▼▼▼
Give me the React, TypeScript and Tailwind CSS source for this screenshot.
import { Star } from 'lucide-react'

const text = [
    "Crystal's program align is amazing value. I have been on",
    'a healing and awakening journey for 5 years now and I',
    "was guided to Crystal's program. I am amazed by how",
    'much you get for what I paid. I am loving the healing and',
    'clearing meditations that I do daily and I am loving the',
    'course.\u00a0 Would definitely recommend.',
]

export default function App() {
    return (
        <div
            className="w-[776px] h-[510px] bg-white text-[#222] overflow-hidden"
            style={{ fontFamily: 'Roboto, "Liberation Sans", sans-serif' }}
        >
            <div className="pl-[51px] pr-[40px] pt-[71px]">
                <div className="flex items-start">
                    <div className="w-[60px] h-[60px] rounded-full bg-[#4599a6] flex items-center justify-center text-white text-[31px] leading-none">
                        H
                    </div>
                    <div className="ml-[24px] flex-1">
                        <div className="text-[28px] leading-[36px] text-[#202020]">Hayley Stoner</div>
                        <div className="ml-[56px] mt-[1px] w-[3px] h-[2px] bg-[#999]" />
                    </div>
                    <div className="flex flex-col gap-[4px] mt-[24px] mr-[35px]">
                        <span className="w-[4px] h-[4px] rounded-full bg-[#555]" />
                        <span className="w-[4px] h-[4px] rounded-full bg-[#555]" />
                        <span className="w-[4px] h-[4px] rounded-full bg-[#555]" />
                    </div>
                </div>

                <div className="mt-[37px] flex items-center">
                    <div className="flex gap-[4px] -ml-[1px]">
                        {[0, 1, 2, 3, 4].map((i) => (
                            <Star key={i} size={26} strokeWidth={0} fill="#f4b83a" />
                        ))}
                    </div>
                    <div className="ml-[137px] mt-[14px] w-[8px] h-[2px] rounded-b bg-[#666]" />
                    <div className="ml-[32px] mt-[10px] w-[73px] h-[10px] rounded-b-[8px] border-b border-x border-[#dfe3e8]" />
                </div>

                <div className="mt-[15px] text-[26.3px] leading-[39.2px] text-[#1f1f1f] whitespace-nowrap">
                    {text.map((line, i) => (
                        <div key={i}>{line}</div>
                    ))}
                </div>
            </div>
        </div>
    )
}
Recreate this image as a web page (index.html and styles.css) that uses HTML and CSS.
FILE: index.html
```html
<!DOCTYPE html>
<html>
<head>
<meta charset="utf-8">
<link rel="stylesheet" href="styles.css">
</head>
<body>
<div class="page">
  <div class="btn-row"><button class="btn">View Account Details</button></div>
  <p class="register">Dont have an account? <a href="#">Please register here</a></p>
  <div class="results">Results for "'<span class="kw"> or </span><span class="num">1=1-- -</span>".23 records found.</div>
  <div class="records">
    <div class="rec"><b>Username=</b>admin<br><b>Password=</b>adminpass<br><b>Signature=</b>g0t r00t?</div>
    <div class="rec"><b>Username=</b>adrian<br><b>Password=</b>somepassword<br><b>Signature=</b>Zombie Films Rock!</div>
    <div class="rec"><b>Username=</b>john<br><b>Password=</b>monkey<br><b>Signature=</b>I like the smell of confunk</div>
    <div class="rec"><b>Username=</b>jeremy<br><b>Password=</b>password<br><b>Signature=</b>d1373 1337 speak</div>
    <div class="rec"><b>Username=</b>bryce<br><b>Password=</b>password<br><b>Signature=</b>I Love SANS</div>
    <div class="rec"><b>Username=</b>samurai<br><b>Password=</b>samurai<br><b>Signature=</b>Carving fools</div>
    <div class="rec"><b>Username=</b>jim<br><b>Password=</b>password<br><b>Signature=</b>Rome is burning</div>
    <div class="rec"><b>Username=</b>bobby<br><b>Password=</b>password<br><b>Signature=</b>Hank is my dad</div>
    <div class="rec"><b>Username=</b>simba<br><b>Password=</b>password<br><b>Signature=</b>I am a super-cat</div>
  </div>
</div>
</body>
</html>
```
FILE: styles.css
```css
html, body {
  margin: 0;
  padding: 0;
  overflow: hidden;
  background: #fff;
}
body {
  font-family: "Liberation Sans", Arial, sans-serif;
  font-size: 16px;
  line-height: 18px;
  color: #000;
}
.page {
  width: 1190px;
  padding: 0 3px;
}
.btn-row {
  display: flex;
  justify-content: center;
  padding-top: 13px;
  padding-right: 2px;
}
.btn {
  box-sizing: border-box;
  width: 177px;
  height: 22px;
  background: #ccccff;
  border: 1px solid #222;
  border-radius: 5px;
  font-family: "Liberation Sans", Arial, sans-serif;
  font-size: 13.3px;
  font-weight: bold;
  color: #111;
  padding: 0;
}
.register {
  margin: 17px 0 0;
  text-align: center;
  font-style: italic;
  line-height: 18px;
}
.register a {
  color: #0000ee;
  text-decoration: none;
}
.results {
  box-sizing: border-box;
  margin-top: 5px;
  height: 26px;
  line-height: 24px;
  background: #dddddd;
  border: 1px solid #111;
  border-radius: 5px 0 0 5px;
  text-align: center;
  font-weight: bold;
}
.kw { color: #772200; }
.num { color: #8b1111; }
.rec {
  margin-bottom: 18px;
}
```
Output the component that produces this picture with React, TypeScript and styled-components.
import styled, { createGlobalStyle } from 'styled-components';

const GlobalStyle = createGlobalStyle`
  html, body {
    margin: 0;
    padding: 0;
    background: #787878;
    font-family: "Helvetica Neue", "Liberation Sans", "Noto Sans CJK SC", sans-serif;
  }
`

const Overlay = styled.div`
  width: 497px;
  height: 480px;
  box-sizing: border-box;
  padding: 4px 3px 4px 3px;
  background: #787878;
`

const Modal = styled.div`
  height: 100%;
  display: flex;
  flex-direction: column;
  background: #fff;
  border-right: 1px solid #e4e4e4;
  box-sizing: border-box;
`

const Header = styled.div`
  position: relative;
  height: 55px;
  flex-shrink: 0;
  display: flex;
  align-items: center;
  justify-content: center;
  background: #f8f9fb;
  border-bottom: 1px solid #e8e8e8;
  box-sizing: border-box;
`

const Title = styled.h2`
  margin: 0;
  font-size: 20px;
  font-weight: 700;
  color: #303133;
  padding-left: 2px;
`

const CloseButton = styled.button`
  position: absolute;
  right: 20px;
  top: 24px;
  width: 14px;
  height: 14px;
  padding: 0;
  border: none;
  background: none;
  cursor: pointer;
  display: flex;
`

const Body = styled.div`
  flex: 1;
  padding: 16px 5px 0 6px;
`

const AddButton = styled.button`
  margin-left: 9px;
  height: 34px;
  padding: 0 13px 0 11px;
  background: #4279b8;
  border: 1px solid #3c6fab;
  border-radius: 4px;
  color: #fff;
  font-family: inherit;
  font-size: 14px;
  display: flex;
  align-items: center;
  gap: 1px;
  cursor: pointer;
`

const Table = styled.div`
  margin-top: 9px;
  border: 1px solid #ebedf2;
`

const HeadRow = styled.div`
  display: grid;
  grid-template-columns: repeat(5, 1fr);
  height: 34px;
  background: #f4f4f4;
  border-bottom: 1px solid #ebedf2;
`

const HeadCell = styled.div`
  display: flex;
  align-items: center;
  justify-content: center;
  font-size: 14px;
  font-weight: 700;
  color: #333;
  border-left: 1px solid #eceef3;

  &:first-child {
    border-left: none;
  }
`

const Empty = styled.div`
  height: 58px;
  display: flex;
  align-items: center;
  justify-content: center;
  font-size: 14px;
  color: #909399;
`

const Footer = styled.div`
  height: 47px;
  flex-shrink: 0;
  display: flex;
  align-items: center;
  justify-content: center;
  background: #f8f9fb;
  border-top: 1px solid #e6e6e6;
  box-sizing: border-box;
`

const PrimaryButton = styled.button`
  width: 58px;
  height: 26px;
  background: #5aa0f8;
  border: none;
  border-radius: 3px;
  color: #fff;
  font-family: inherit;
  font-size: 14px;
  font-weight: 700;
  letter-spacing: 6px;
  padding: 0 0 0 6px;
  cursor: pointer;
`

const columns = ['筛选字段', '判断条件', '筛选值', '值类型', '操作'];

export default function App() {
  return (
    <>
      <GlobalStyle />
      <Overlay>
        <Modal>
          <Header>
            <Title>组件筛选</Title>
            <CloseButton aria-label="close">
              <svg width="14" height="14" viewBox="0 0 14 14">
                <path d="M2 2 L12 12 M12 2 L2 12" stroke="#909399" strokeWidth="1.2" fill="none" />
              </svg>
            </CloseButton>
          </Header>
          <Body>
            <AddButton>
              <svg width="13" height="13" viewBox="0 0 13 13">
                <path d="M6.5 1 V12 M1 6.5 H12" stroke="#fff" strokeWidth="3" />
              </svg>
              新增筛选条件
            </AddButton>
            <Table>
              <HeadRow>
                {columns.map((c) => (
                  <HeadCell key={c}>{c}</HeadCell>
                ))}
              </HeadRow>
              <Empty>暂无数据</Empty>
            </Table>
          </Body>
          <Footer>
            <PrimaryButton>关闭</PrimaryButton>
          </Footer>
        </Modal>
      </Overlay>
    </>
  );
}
▲▲▲
▸ **Exercise prompt**
Search the data above for lines holding "TypeScript" and copy each of them.

▸ **Exercise answer**
Give me the React, TypeScript and Tailwind CSS source for this screenshot.
Output the component that produces this picture with React, TypeScript and styled-components.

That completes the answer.